Scenario: (3.50 / 2) (#4)
by Estanislao Martínez on Wed May 30, 2001 at 03:24:27 AM EST

What if you browse the web with 2 or more windows open, and drag links from one to the other in order to visit them? Does the browser report as referrer the document you dragged the link from, or just whatever document that window was displaying previously? If the second option is what happens, people who browse this way may generate senseless referral chains.

I don't know what browsers do under this scenario, since I don't worry about such things-- I run the Internet Junkbuster...

--em

I think you are reading to much into this. (3.66 / 9) (#5)
by Tachys on Wed May 30, 2001 at 04:17:43 AM EST

Don't think anyone will bother spamming referrer logs because very few people read referrer logs.

I think one explaination is people don't like being tracked. So they get junkbuster and put some obscene web site, like that headcandy link, in the referrer to tell you what they think of being tracked

being tracked. (none / 0) (#15)
by www.sorehands.com on Wed May 30, 2001 at 03:00:57 PM EST

I don't use the referrer logs to track people, but to see who is linking to me. I have found some news articles about my site in Mexico and Brazil only because of the referrer logs.



------------------------------------------------------------------------------
http://www.barbieslapp.com
Mattel, SLAPP terrorists intent on destroying free speech.
-----------------------------------------------------------
[ Parent ]

Should have put "some" people (4.00 / 1) (#18)
by Tachys on Wed May 30, 2001 at 11:42:25 PM EST

I think I should have wrote

I think one explaination is some people don't like being tracked.

I don't mind people using referrers, but some people are probably very paranoid about them.



[ Parent ]
Spambots? Spamspiders? (none / 0) (#37)
by sumppi on Tue Mar 26, 2002 at 04:55:32 AM EST

This isn't just few people, it's happening a lot. Most of the queries the spambots make end up in 404 though, few examples:

211.94.202.72 - - [25/Mar/2002:23:46:31 +0200] "GET http://www.searchfeed.com/rd/Clk.jsp?id=22417&r=3&p=1386 HTTP/1.1" 404 "http://all_4_free.home.chinaren.com/money.html"

pd951318a.dip.t-dialin.net - - [25/Mar/2002:22:51:42 +0200] "GET http://www.adexit.de/cgi-bin/javascript.pl?account=19880 HTTP/1.0" 404 "http://217.110.254.219/fickregie/index.htm"

212.169.172.69 - - [25/Mar/2002:21:55:35 +0200] "GET http://www.adexit.de/cgi-bin/javascript.pl?account=19602 HTTP/1.1" 404 "http://www.erospur.de/weiber/geil1.htm"

pd900249b.dip.t-dialin.net - - [25/Mar/2002:19:35:51 +0200] "GET http://www.gamechartz.de/logger.php?uid=10104 HTTP/1.0" 404 "http://www.gamechartz.de/logger.php?uid=10104"

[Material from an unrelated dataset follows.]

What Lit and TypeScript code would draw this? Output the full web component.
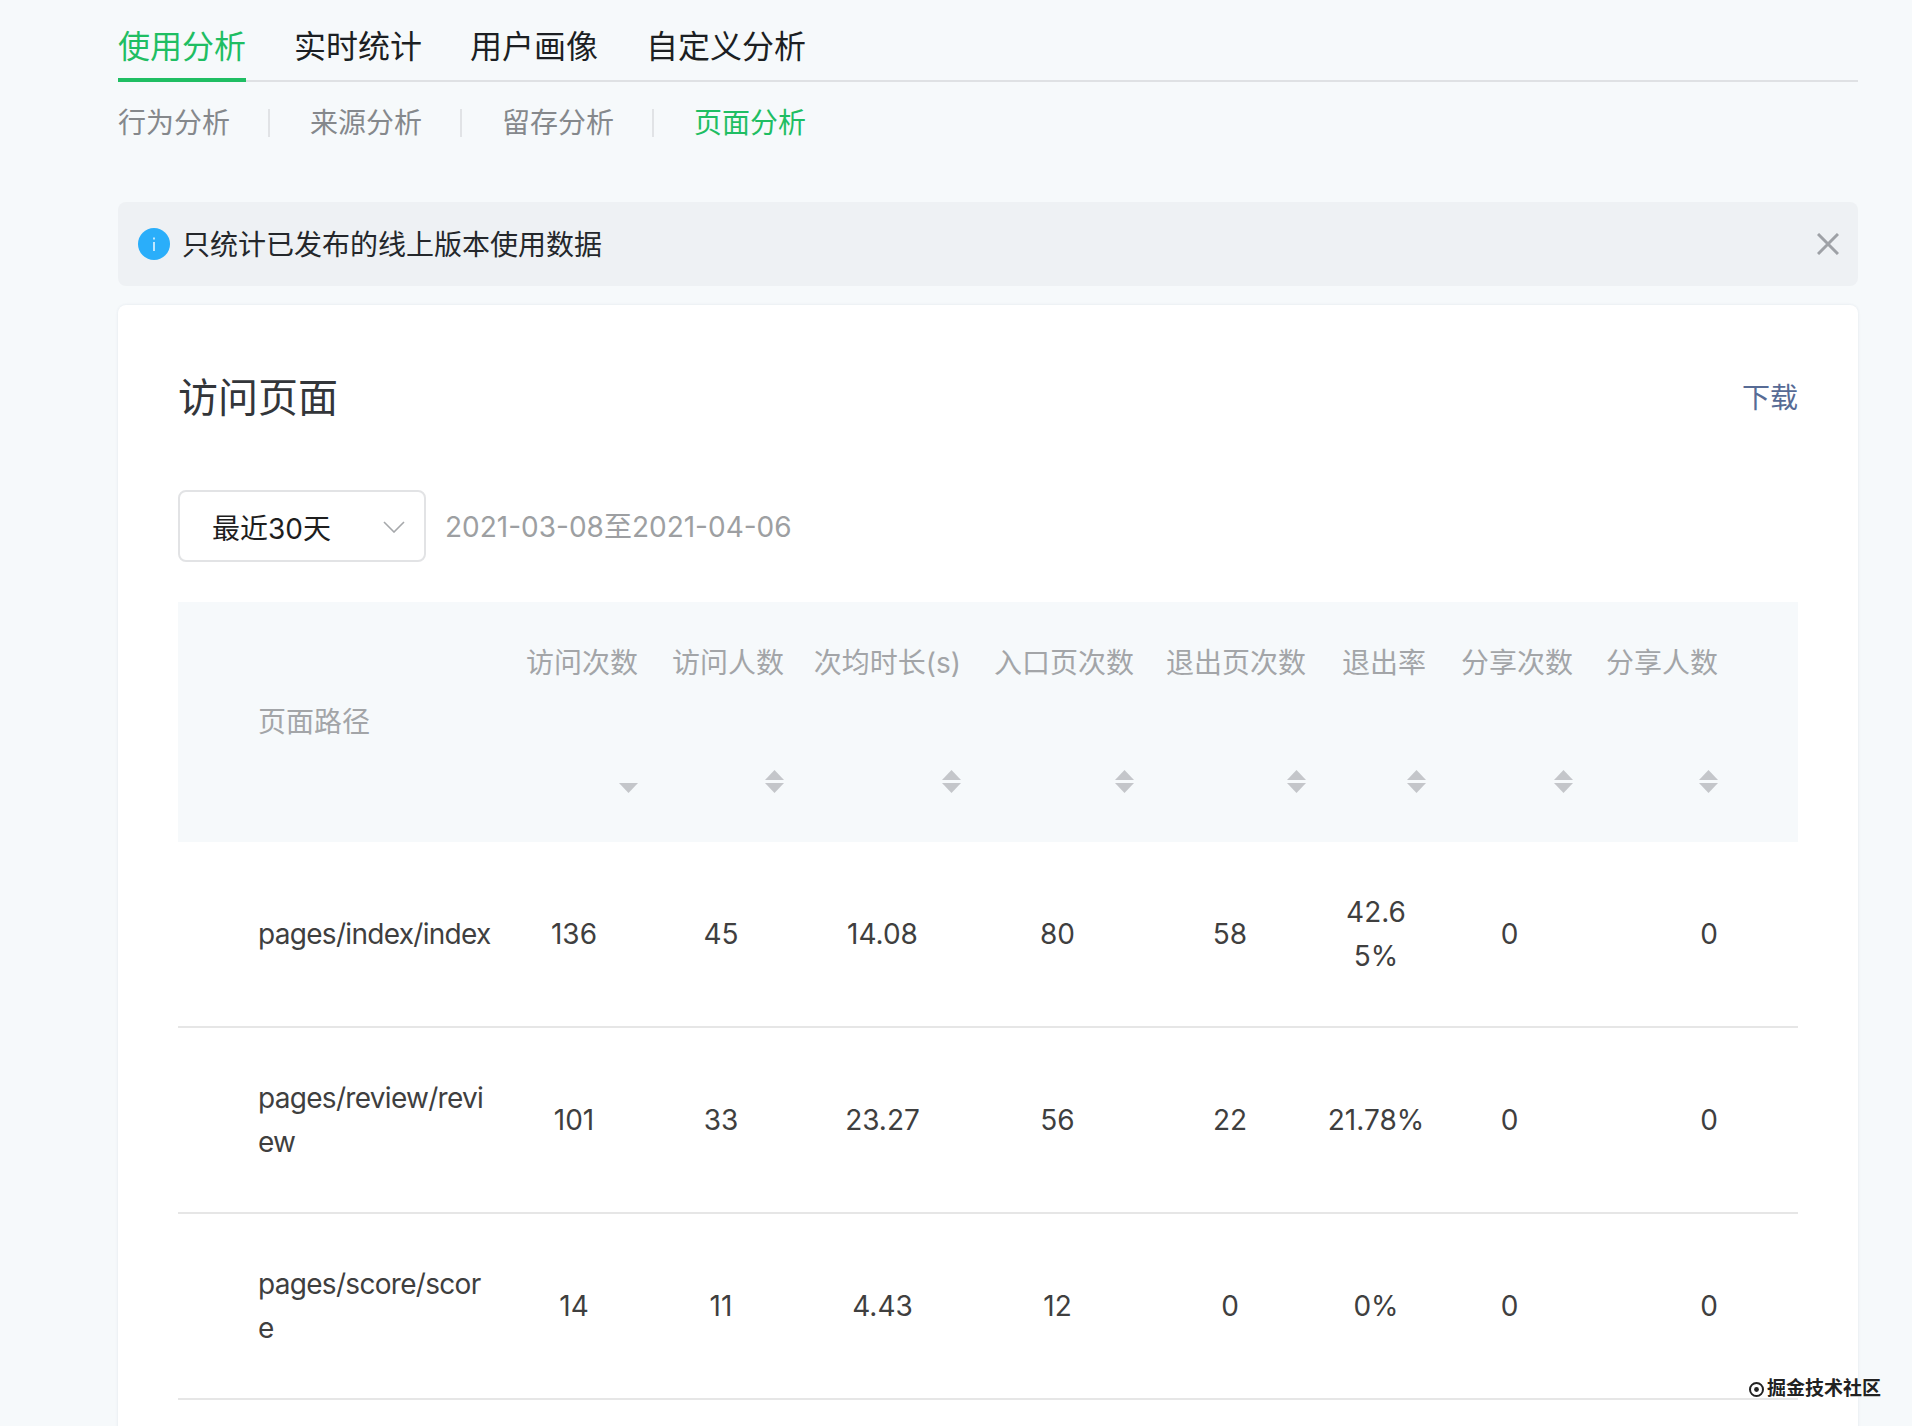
import { LitElement, html, css, svg } from "lit";
import { customElement } from "lit/decorators.js";

const HEADERS = ["访问次数", "访问人数", "次均时长(s)", "入口页次数", "退出页次数", "退出率", "分享次数", "分享人数"];
const ROWS = [
  ["pages/index/index", "136", "45", "14.08", "80", "58", "42.65%", "0", "0"],
  ["pages/review/review", "101", "33", "23.27", "56", "22", "21.78%", "0", "0"],
  ["pages/score/score", "14", "11", "4.43", "12", "0", "0%", "0", "0"],
];

@customElement("app-root")
export class AppRoot extends LitElement {
  static styles = css`
    :host {
      display: block;
      height: 1426px;
      overflow: hidden;
      position: relative;
      box-sizing: border-box;
      padding: 0 54px 0 118px;
      background: #f6f9fb;
      font-family: Inter, "Noto Sans CJK SC", sans-serif;
      color: #3f3f3f;
    }
    .tabs {
      display: flex;
      gap: 48px;
      padding-top: 25px;
      border-bottom: 2px solid #dfe1e4;
      font-size: 32px;
      line-height: 44px;
      color: #1c1f23;
    }
    .tab {
      padding-bottom: 9px;
      margin-bottom: -2px;
      border-bottom: 4px solid transparent;
    }
    .tab.on {
      color: #1fbe63;
      border-bottom-color: #1fbe63;
    }
    .subtabs {
      display: flex;
      align-items: center;
      gap: 39px;
      margin-top: 21px;
      font-size: 28px;
      line-height: 40px;
      color: #85888c;
    }
    .subtabs .on { color: #1fbe63; }
    .sep { width: 2px; height: 28px; background: #e1e3e6; margin-left: -1px; margin-right: 1px; }
    .alert {
      display: flex;
      align-items: center;
      height: 84px;
      margin-top: 59px;
      padding: 0 19px 0 20px;
      background: #eef1f4;
      border-radius: 8px;
      font-size: 28px;
      color: #24272b;
    }
    .alert .msg { flex: 1; margin: -2px 0 0 12px; }
    .alert svg { display: block; }
    .card {
      margin-top: 19px;
      height: 1300px;
      box-sizing: border-box;
      padding: 65px 60px 0;
      background: #fff;
      border-radius: 8px;
      box-shadow: 0 0 3px rgba(40, 70, 110, 0.1);
    }
    .head {
      display: flex;
      align-items: center;
      justify-content: space-between;
      line-height: 56px;
    }
    .title { font-size: 40px; color: #33363a; }
    .dl { font-size: 28px; color: #576b95; }
    .filter {
      display: flex;
      align-items: center;
      gap: 19px;
      margin-top: 64px;
    }
    .select {
      display: flex;
      align-items: center;
      justify-content: space-between;
      box-sizing: border-box;
      width: 248px;
      height: 72px;
      padding: 2px 19px 0 32px;
      border: 2px solid #e2e3e5;
      border-radius: 8px;
      font-size: 28px;
      color: #1e1e1e;
    }
    .date { font-size: 28px; color: #9d9fa2; margin-top: -2px; }
    table {
      width: 1620px;
      margin-top: 40px;
      table-layout: fixed;
      border-collapse: separate;
      border-spacing: 0;
      font-size: 28px;
      line-height: 44px;
    }
    th {
      padding: 39px 0 49px 20px;
      background: #f6f9fb;
      font-weight: 400;
      color: #a3a5a8;
      vertical-align: top;
    }
    th.path { padding: 40px 0 40px 80px; text-align: left; vertical-align: middle; }
    .th {
      display: flex;
      flex-direction: column;
      align-items: flex-end;
      white-space: nowrap;
    }
    .th svg { display: block; margin-top: 85px; }
    td {
      padding: 48px 0 48px 20px;
      border-bottom: 2px solid #e6e6e6;
      text-align: center;
      word-break: break-all;
    }
    td.path { padding-left: 80px; text-align: left; }
    .p { width: 237px; letter-spacing: -0.7px; }
    th.last, td.last { padding-right: 80px; text-align: right; }
    .c0 { width: 312px; } .c1 { width: 148px; } .c2 { width: 146px; }
    .c3 { width: 177px; } .c4 { width: 173px; } .c5 { width: 172px; }
    .c6 { width: 120px; } .c7 { width: 147px; } .c8 { width: 225px; }
    .mark {
      position: absolute;
      left: 1748px;
      top: 1376px;
      display: flex;
      align-items: center;
      gap: 2px;
      font-size: 19px;
      line-height: 26px;
      font-weight: 700;
      color: #222;
      text-shadow: 0 0 2px #fff, 0 0 2px #fff;
    }
  `;

  private sort(up: boolean) {
    return html`<svg width="19" height="23" viewBox="0 0 19 23">
      ${up ? svg`<path d="M9.5 0 19 10H0z" fill="#c4c6ca" />` : ""}
      <path d="M0 13h19l-9.5 10z" fill="#c4c6ca" />
    </svg>`;
  }

  render() {
    return html`
      <div class="tabs">
        <div class="tab on">使用分析</div>
        <div class="tab">实时统计</div>
        <div class="tab">用户画像</div>
        <div class="tab">自定义分析</div>
      </div>
      <div class="subtabs">
        <span>行为分析</span><i class="sep"></i>
        <span>来源分析</span><i class="sep"></i>
        <span>留存分析</span><i class="sep"></i>
        <span class="on">页面分析</span>
      </div>
      <div class="alert">
        <svg width="32" height="32" viewBox="0 0 32 32">
          <circle cx="16" cy="16" r="16" fill="#2aaefa" />
          <path d="M16 9.5v2M16 14v9" stroke="#fff" stroke-width="1.4" fill="none" />
        </svg>
        <span class="msg">只统计已发布的线上版本使用数据</span>
        <svg width="22" height="22" viewBox="0 0 22 22">
          <path d="M1 1l20 20M21 1 1 21" stroke="#9ea1a6" stroke-width="3" fill="none" />
        </svg>
      </div>
      <div class="card">
        <div class="head">
          <span class="title">访问页面</span>
          <span class="dl">下载</span>
        </div>
        <div class="filter">
          <div class="select">
            <span>最近30天</span>
            <svg width="22" height="12" viewBox="0 0 22 12">
              <path d="M1 1l10 10L21 1" stroke="#a6a8ab" stroke-width="1.6" fill="none" />
            </svg>
          </div>
          <span class="date">2021-03-08至2021-04-06</span>
        </div>
        <table>
          <colgroup>
            ${[0, 1, 2, 3, 4, 5, 6, 7, 8].map((i) => html`<col class="c${i}" />`)}
          </colgroup>
          <thead>
            <tr>
              <th class="path">页面路径</th>
              ${HEADERS.map(
                (h, i) => html`<th class=${i === 7 ? "last" : ""}>
                  <div class="th"><span>${h}</span>${this.sort(i !== 0)}</div>
                </th>`
              )}
            </tr>
          </thead>
          <tbody>
            ${ROWS.map(
              (r) => html`<tr>
                ${r.map((v, i) =>
                  i === 0
                    ? html`<td class="path"><div class="p">${v}</div></td>`
                    : html`<td class=${i === 8 ? "last" : ""}>${v}</td>`
                )}
              </tr>`
            )}
          </tbody>
        </table>
      </div>
      <div class="mark">
        <svg width="17" height="17" viewBox="0 0 17 17">
          <circle cx="8.5" cy="8.5" r="6.5" stroke="#222" stroke-width="2" fill="#fff" />
          <circle cx="8.5" cy="8.5" r="2.4" fill="#222" />
        </svg>
        <span>掘金技术社区</span>
      </div>
    `;
  }
}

etc... those are the few latest entries. Those started showing up about a year ago or so.

Sumppi.

[ Parent ]
Or maybe something else (1.00 / 5) (#9)
by Nitesurfer on Wed May 30, 2001 at 10:24:50 AM EST

Yes someone may have come in to see your site. As a product marketer I have looked into EMAIL blasting. But where do you get the addresses, you use a product like what is listed here: http://www.vome.com/lightning.htm

So if you have your email address listed on your site this type of program will harvest it for use. This might be how you got BOGUS referring pages... maybe not...

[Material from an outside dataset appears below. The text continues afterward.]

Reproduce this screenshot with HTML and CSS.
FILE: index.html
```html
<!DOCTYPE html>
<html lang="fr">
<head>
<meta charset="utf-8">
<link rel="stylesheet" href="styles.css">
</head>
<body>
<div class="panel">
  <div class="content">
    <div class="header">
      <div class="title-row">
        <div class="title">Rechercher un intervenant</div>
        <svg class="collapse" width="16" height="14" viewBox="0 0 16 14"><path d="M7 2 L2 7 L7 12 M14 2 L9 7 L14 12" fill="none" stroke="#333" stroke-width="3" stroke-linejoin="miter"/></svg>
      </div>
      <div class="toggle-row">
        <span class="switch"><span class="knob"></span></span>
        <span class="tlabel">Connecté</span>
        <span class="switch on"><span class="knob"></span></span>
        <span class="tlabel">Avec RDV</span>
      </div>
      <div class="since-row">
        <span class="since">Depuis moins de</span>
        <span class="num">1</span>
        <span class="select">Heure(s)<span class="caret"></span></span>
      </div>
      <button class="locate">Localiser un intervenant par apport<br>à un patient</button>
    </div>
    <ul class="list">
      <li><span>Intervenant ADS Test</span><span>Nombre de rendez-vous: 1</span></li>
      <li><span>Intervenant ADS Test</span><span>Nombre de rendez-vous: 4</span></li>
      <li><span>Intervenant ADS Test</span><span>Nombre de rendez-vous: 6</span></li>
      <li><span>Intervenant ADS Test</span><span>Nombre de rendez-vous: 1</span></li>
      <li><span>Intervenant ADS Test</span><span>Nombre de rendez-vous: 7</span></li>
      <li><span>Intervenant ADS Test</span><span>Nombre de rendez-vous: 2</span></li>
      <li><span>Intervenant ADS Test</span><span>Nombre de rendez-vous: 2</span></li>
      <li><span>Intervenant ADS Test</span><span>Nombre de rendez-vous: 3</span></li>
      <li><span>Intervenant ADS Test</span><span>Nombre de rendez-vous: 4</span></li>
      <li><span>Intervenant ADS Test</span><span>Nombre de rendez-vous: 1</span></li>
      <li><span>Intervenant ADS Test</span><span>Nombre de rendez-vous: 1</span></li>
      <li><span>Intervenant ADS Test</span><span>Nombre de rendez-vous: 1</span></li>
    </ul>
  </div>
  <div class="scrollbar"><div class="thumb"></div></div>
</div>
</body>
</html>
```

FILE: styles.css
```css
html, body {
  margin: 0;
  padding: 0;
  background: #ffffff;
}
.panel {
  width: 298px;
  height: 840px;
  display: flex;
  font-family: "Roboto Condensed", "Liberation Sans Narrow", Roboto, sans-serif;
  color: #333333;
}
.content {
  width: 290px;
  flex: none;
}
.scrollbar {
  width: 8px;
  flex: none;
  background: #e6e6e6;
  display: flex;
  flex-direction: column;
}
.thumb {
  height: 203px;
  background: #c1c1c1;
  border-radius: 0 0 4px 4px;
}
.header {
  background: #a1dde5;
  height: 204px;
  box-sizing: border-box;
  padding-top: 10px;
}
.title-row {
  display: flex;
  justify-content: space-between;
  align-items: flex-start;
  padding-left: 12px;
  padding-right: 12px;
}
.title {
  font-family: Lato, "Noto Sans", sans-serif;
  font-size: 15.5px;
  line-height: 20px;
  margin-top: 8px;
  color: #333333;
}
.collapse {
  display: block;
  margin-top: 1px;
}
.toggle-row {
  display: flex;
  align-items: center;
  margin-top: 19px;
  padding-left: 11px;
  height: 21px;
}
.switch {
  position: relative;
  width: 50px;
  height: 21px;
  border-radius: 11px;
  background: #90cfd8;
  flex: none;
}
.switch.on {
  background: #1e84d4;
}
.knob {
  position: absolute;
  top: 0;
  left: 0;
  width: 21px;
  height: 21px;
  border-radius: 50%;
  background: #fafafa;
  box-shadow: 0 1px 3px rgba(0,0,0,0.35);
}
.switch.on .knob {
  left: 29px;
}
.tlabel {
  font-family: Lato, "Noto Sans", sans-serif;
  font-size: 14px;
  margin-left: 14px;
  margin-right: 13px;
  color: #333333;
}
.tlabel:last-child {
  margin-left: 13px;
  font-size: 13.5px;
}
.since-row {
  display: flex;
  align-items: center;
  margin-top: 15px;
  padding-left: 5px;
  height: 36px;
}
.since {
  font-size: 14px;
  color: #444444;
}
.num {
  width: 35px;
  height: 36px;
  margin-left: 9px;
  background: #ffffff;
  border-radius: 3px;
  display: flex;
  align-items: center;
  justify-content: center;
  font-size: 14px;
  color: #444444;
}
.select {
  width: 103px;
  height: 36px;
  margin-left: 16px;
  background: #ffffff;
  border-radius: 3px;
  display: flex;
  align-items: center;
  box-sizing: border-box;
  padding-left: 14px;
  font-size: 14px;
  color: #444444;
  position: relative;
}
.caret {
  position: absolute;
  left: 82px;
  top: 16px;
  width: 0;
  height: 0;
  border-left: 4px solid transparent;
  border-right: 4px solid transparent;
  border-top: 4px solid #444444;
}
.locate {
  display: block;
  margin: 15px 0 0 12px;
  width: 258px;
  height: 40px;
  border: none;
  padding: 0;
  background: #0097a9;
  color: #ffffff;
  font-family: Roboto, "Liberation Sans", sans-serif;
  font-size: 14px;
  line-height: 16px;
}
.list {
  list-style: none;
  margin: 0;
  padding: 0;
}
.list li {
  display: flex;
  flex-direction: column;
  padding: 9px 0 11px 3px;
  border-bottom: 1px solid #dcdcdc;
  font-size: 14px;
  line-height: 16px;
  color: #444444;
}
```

It sounded as if you use your own routine to keep track of Log information. I use a free service called HITLOGGER. Below you will see an example of my self visiting my own site.

Time Remote Host Referer URL Remote IP Monitored Page User Agent, Platform
===============================================================================
07:33:41 h00045a25eeb2.ne.mediaone.net bookmark/direct xxx.xxx.xxx.xxx http://home.att.net/~btechinc/menu.html Mozilla/5.0 (Windows; U; Win98; en-US; m18) Gecko/20010131 Netscape6/6.01 1024x768 (8 bits)
08:41:40 h00045a25eeb2.ne.mediaone.net http://www.chip.cz/texty/2001_2/0524/keyb.shtml xxx.xxx.xxx.xxx http://home.att.net/~btechinc/menu.html Mozilla/5.0 (Windows; U; Win98; en-US; m18) Gecko/20010131 Netscape6/6.01 1024x768 (8 bits)

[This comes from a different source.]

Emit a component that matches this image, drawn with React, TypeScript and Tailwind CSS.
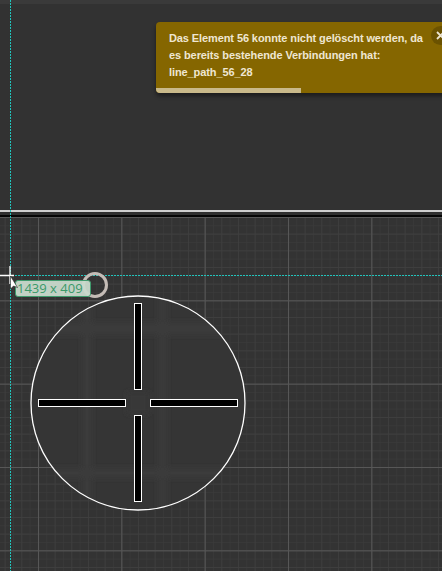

This is pretty cool because it gives the time, the ISP domain name of the Visitor, and refrring page. I think these are very important showing you where people are coming from, and what brought them to you. For example, the second listing show that I was referred from an article in a Czech e-Magazine. Pretty Cool




David Byrd

CEO --- Twenty First Century Technologies, Inc.
Home of the Nite-Surfer Illuminated Keyboard

Broken browsers (3.83 / 6) (#10)
by J'raxis on Wed May 30, 2001 at 11:00:09 AM EST

This could just be a broken browser. According to the RFCs, and common logic, a browser should only send a referring URL if the user visits your page from that URL, but I've seen some browsers send the URLs to a page as referrer if I'm at that page, and type in a new URL.

For example, if I typed in my site URL right now, IE might send http://www.kuro5hin.org/?op=comments&tool=post&sid=2001/5/30/22341/3757#here along as a referrer. I've seen some obviously erroneous referrers pop up in my log that also obviously couldn't be attributed to spamming. Like "http://www.microsoft.com/" where I obviously don't have a link on ther / page.

-- The RFC2616-Compliant Raxis

[ J’raxis·Com | Liberty in your lifetime ]

Neat idea, but (3.00 / 2) (#13)
by error 404 on Wed May 30, 2001 at 12:54:15 PM EST

I don't think the basic spammer is that smart. And besides, that's a real small audience.

Still, I guess now I'll have to play with my browser a bit, heheheheh...
..................................
Electrical banana is bound to be the very next phase
- Donovan

Haven't seen any referrer spamming... (3.00 / 1) (#14)
by Captain_Tenille on Wed May 30, 2001 at 01:25:46 PM EST

But on two occasions, I've had people visit my site doing searches on "captain+and+tenille". Heh heh. Probably not what they had in mind, I would think.
----
/* You are not expected to understand this. */

Man Vs. Nature: The Road to Victory!

Funky stuff (3.50 / 2) (#22)
by fluffy grue on Thu May 31, 2001 at 03:12:37 PM EST

I've gotten a lot of people finding my site through searches on:
  • Obituatires and eulogies (linked to the memorial site for Captain Webster, a member of a mailinglist I used to be active on)
  • Errogenous zones (usually linked to my currently-unavailable gender rant, which I bet confuses or disturbs the hell out of the people who read it)
  • Robot erotica stories (usually linked to my non-robot non-erotica transformation stories I wrote many years ago)
  • Random computer hardware (since I have a page on the fun spam I've gotten from Micro Warehouse)
  • Japanese recipes (linked to my pseudo-japanese recipe page which I really should work more on)
  • Nanites (because of Hemos Industrial Nanites)
  • Information on porcupines
  • Searching for scat porn (ugh, ugh, ugh... at least it links to a poem I wrote)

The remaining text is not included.